From an enterprise perspective, the first few steps in this shift from web to native mobile were challenging but straightforward: the hardest parts were rounding up skilled mobile tech talent to work on their apps, and dealing with the annoyances of having an App Store sit between them and their customers.
Firms that made this commitment early and leaned in hard could congratulate themselves for outmaneuvering their slower and less tech-savvy competitors. As time spent in mobile apps surpassed web usage, mobile early adopters reaped the rewards of leadership.
But the mobile app boom has an echo, and it promises to be much more taxing to enterprise adopters than the first leg of their mobile journey.
As it turns out, embracing “Mobile First Web Second” requires organizational commitments that run much deeper than just shipping an app. And much of the rich ecosystem of tools and best practices that evolved around “Web First” businesses don’t translate so well to to the new realities of “Mobile First”.
Here’s just a partial list of the “Web First” business domains that need to be retooled — or entirely reconsidered — for a “Mobile First” world:
- Customer Research — Mobile customers discover and engage with mobile services in significantly different ways than Web-based ones; e.g, more frequent but briefer sessions, across a much broader range of contexts and locations. Understanding these differences is critical to effective product management, especially given the new frictions that mobile adds to both product development and distribution (see below).
- Product Planning — The narrow constraints of App Store discovery and distribution make category selection, competitive positioning and differentiation much more challenging than on the the more diffuse and unstructured Web. Understanding the range of existing app competitors in a segment, identifying “white space” for new releases and designing products that can occupy unique and defensible positions in the app marketplaces is a new and complex puzzle.
- Competitive Analysis — App Stores deliberately “flatten” vectors for competitive differentiation in the name of uniformity + consistency for end-users. This tends to weaken traditional brand and distribution advantages held by incumbents and increase the risk and velocity of new competitive challenges, requiring a much more vigilant and sustained competitive stance.

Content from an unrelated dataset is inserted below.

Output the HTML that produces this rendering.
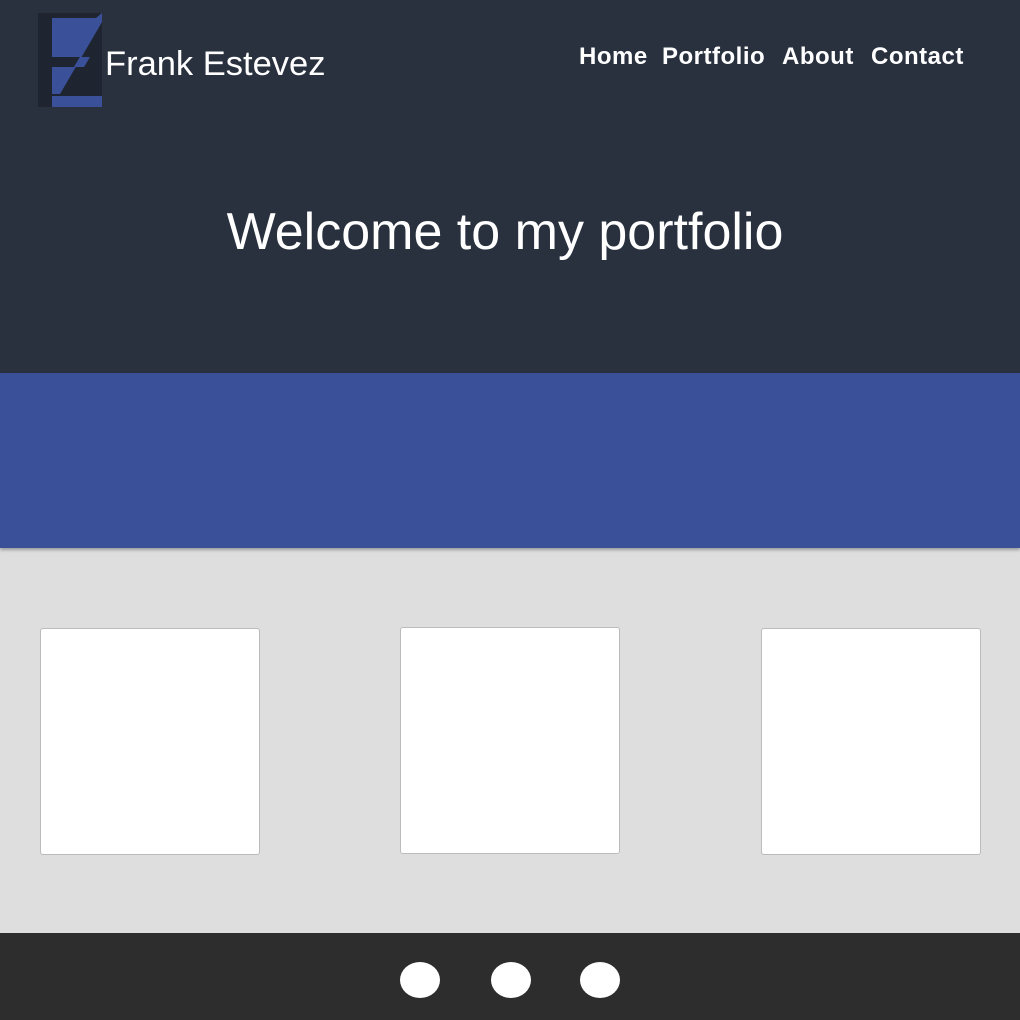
<!DOCTYPE html>
<html><head><style>
body{margin:0;width:1020px;height:1020px;overflow:hidden;font-family:"Liberation Sans",sans-serif;background:#dddedd;position:relative}
.hd{position:absolute;left:0;top:0;width:1020px;height:373px;background:#29313f}
.band{position:absolute;left:0;top:373px;width:1020px;height:175px;background:#3a5199;box-shadow:0 2px 3px rgba(0,0,0,.3)}
.name{position:absolute;left:105px;top:45px;color:#fff;font-size:34.5px}
.nav{position:absolute;top:43px;color:#fff;font-size:24px;font-weight:bold;letter-spacing:.5px}
h1{position:absolute;left:0;width:1010px;text-align:center;top:202px;margin:0;color:#fff;font-weight:normal;font-size:52px}
.card{position:absolute;top:628px;width:218px;height:225px;background:#fff;border:1px solid #bbb;border-radius:3px}
.ft{position:absolute;left:0;top:933px;width:1020px;height:87px;background:#2d2d2d}
.c{position:absolute;top:962px;width:40px;height:36px;border-radius:50%;background:#fff}
</style></head><body>
<div class="hd"></div>
<svg style="position:absolute;left:0;top:0" width="120" height="120">
<path d="M38 13H102V107H38Z" fill="#1e2430"/>
<polygon points="52,18 96,18 102,13 102,22 60,94 52,94" fill="#3a5199"/>
<polygon points="52,57 80,57 74,67 52,67" fill="#1e2430"/>
<polygon points="80,57 90,57 84,67 74,67" fill="#3a5199"/>
<polygon points="52,96 102,96 102,107 52,107" fill="#3a5199"/>
</svg>
<div class="name">Frank Estevez</div>
<div class="nav" style="left:579px">Home</div>
<div class="nav" style="left:662px">Portfolio</div>
<div class="nav" style="left:782px">About</div>
<div class="nav" style="left:871px">Contact</div>
<h1>Welcome to my portfolio</h1>
<div class="band"></div>
<div class="card" style="left:40px"></div>
<div class="card" style="left:400px;top:627px"></div>
<div class="card" style="left:761px"></div>
<div class="ft"></div>
<div class="c" style="left:400px"></div>
<div class="c" style="left:491px"></div>
<div class="c" style="left:580px"></div>
</body></html>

- Pricing Strategy — Even for enterprise players, end-user price expectations for mobile services are shaped by the blurred personal / professional relationship most users have with their mobile devices. Paid software is at a distinct disadvantage, while “free-to-play” approaches with more oblique monetization strategies are (currently) more successful.
- Product Development — Beyond the specialized development and design skills required to ship customer-delighting software, platform and device fragmentation, lengthy app approval processes and weak (or at least nascent) user instrumentation capabilities all conspire to lengthen product development cycles and reduce the quality + quantity of intelligence that can be gathered to fuel ongoing enhancements.
- Testing — Not only do app publishers need to support multiple mobile platforms, but (especially in Android-land) they also need to accomodate an exploding range of OS levels, device types, screen sizes and OEM peculiarities. So the “same” piece of software needs to be tested and optimized for a dizzying array of different scenarios.
- Marketing — Over the past 10+ years the web marketing environment had accumulated a rich set of tools, platforms and analytics that enabled skilled marketers to acquire customers cost-effectively at scale. Mobile has dragged the state of digital marketing art back into the stone age, with broken conversion funnels, opaque App Store search + discovery regimes and rudimentary analytics tools.
- Distribution — As with Marketing, Web-based distribution has enjoyed 10+ years of rich evolution, with links and tracking codes emerging as the common currency: think SEO, SEM, affiliate programs, email, newsletters, channel sales, syndication, etc. The App Stores’ stranglehold on mobile app distribution has wiped out a decade of innovation, and mobile-centric distribution innovation is desperately needed to shift control back toward publishers.
- Customer Engagement — Customers have their mobile devices with them all the time, and refer to them constantly throughout the day: in theory, the potential for high-frequency customer engagement on mobile has never been higher. But massive customer enthusiasm for apps means that yours will most likely get lost in a sea of similar rectangular icons. Taking advantage of the mobile engagement opportunity without burning your precious customer relationships is a new and valuable problem.
- Customer Support — Customers now turn to their mobile device first to solve problems. But when their problem is with your business, the native mobile environment limits your options for constructive customer interaction, and sits uncomfortably outside with your existing customer support or CRM infrastructure.
- Analytics + Business Intelligence — Digital innovation has enabled businesses to instrument nearly every facet of their operations, creating massive data exhausts that can be mined for insights about opportunities to boost performance, shave costs and extend competitive advantage. Mobile creates the possibility of extending that instrumentation and insight opportunity all the way out to the end-user in near real-time, but with huge attendant security, privacy and data management hurdles that dwarf anything we’ve seen on the Web.
I could go on and on, but the relevant point for entrepreneurs and investors is that a huge opportunity is just now opening up to help enterprise customers fully operationalize their mobile commitments. There is no longer any debate in the executive suite about whether these firms have to embrace mobile; now they just need help — a *lot* of help, across nearly every major enterprise function — to make it so.